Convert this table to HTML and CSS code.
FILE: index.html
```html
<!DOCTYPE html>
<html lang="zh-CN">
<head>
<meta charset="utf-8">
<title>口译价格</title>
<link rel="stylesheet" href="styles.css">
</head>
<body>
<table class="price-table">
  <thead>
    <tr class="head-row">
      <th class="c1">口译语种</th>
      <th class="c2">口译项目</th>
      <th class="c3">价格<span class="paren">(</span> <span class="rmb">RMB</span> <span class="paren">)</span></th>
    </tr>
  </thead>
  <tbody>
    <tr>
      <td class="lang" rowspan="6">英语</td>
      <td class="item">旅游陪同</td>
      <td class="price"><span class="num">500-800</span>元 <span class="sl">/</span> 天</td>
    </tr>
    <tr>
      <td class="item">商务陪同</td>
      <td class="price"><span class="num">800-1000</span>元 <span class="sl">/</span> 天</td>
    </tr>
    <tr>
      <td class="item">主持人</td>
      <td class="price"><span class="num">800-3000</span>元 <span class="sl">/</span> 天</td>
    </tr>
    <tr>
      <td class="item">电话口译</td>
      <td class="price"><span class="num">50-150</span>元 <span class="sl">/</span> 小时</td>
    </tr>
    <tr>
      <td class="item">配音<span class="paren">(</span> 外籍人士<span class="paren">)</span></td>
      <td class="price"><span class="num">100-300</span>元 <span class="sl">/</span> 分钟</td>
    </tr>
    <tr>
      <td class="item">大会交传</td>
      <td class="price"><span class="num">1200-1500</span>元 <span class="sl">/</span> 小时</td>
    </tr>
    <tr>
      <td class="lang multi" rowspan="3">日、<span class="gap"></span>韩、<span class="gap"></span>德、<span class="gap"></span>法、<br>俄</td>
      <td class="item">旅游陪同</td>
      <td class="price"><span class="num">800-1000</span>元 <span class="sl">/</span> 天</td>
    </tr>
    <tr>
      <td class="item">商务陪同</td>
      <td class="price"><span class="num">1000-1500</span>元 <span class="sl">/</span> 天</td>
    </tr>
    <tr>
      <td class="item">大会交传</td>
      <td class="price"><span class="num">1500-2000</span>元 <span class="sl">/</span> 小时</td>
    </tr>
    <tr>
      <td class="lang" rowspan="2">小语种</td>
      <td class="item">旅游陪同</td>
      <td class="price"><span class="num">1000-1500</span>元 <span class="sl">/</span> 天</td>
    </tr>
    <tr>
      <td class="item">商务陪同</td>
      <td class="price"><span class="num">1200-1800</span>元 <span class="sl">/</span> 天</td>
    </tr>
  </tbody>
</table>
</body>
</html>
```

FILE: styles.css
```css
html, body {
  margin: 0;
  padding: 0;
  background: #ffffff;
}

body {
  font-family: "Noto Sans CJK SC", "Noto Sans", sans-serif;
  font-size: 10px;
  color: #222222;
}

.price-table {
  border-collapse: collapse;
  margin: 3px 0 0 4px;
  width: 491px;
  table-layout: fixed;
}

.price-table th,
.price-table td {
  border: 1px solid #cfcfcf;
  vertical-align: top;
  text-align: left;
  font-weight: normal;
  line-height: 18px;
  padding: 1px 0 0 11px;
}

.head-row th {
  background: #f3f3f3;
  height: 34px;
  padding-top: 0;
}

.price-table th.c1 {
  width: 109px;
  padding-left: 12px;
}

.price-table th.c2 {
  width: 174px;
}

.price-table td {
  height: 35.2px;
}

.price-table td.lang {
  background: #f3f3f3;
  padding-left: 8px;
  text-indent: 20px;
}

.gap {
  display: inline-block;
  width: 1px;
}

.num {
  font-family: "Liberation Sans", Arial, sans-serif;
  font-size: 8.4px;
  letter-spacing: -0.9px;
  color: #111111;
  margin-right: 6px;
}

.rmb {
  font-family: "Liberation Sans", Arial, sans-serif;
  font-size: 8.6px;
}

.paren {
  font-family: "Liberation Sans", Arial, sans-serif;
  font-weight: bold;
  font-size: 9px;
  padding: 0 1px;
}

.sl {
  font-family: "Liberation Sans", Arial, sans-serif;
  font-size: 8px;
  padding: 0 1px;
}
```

________________

Directions: Write the data out again in full and exactly.

Correct result:
Convert this table to HTML and CSS code.
FILE: index.html
```html
<!DOCTYPE html>
<html lang="zh-CN">
<head>
<meta charset="utf-8">
<title>口译价格</title>
<link rel="stylesheet" href="styles.css">
</head>
<body>
<table class="price-table">
  <thead>
    <tr class="head-row">
      <th class="c1">口译语种</th>
      <th class="c2">口译项目</th>
      <th class="c3">价格<span class="paren">(</span> <span class="rmb">RMB</span> <span class="paren">)</span></th>
    </tr>
  </thead>
  <tbody>
    <tr>
      <td class="lang" rowspan="6">英语</td>
      <td class="item">旅游陪同</td>
      <td class="price"><span class="num">500-800</span>元 <span class="sl">/</span> 天</td>
    </tr>
    <tr>
      <td class="item">商务陪同</td>
      <td class="price"><span class="num">800-1000</span>元 <span class="sl">/</span> 天</td>
    </tr>
    <tr>
      <td class="item">主持人</td>
      <td class="price"><span class="num">800-3000</span>元 <span class="sl">/</span> 天</td>
    </tr>
    <tr>
      <td class="item">电话口译</td>
      <td class="price"><span class="num">50-150</span>元 <span class="sl">/</span> 小时</td>
    </tr>
    <tr>
      <td class="item">配音<span class="paren">(</span> 外籍人士<span class="paren">)</span></td>
      <td class="price"><span class="num">100-300</span>元 <span class="sl">/</span> 分钟</td>
    </tr>
    <tr>
      <td class="item">大会交传</td>
      <td class="price"><span class="num">1200-1500</span>元 <span class="sl">/</span> 小时</td>
    </tr>
    <tr>
      <td class="lang multi" rowspan="3">日、<span class="gap"></span>韩、<span class="gap"></span>德、<span class="gap"></span>法、<br>俄</td>
      <td class="item">旅游陪同</td>
      <td class="price"><span class="num">800-1000</span>元 <span class="sl">/</span> 天</td>
    </tr>
    <tr>
      <td class="item">商务陪同</td>
      <td class="price"><span class="num">1000-1500</span>元 <span class="sl">/</span> 天</td>
    </tr>
    <tr>
      <td class="item">大会交传</td>
      <td class="price"><span class="num">1500-2000</span>元 <span class="sl">/</span> 小时</td>
    </tr>
    <tr>
      <td class="lang" rowspan="2">小语种</td>
      <td class="item">旅游陪同</td>
      <td class="price"><span class="num">1000-1500</span>元 <span class="sl">/</span> 天</td>
    </tr>
    <tr>
      <td class="item">商务陪同</td>
      <td class="price"><span class="num">1200-1800</span>元 <span class="sl">/</span> 天</td>
    </tr>
  </tbody>
</table>
</body>
</html>
```

FILE: styles.css
```css
html, body {
  margin: 0;
  padding: 0;
  background: #ffffff;
}

body {
  font-family: "Noto Sans CJK SC", "Noto Sans", sans-serif;
  font-size: 10px;
  color: #222222;
}

.price-table {
  border-collapse: collapse;
  margin: 3px 0 0 4px;
  width: 491px;
  table-layout: fixed;
}

.price-table th,
.price-table td {
  border: 1px solid #cfcfcf;
  vertical-align: top;
  text-align: left;
  font-weight: normal;
  line-height: 18px;
  padding: 1px 0 0 11px;
}

.head-row th {
  background: #f3f3f3;
  height: 34px;
  padding-top: 0;
}

.price-table th.c1 {
  width: 109px;
  padding-left: 12px;
}

.price-table th.c2 {
  width: 174px;
}

.price-table td {
  height: 35.2px;
}

.price-table td.lang {
  background: #f3f3f3;
  padding-left: 8px;
  text-indent: 20px;
}

.gap {
  display: inline-block;
  width: 1px;
}

.num {
  font-family: "Liberation Sans", Arial, sans-serif;
  font-size: 8.4px;
  letter-spacing: -0.9px;
  color: #111111;
  margin-right: 6px;
}

.rmb {
  font-family: "Liberation Sans", Arial, sans-serif;
  font-size: 8.6px;
}

.paren {
  font-family: "Liberation Sans", Arial, sans-serif;
  font-weight: bold;
  font-size: 9px;
  padding: 0 1px;
}

.sl {
  font-family: "Liberation Sans", Arial, sans-serif;
  font-size: 8px;
  padding: 0 1px;
}
```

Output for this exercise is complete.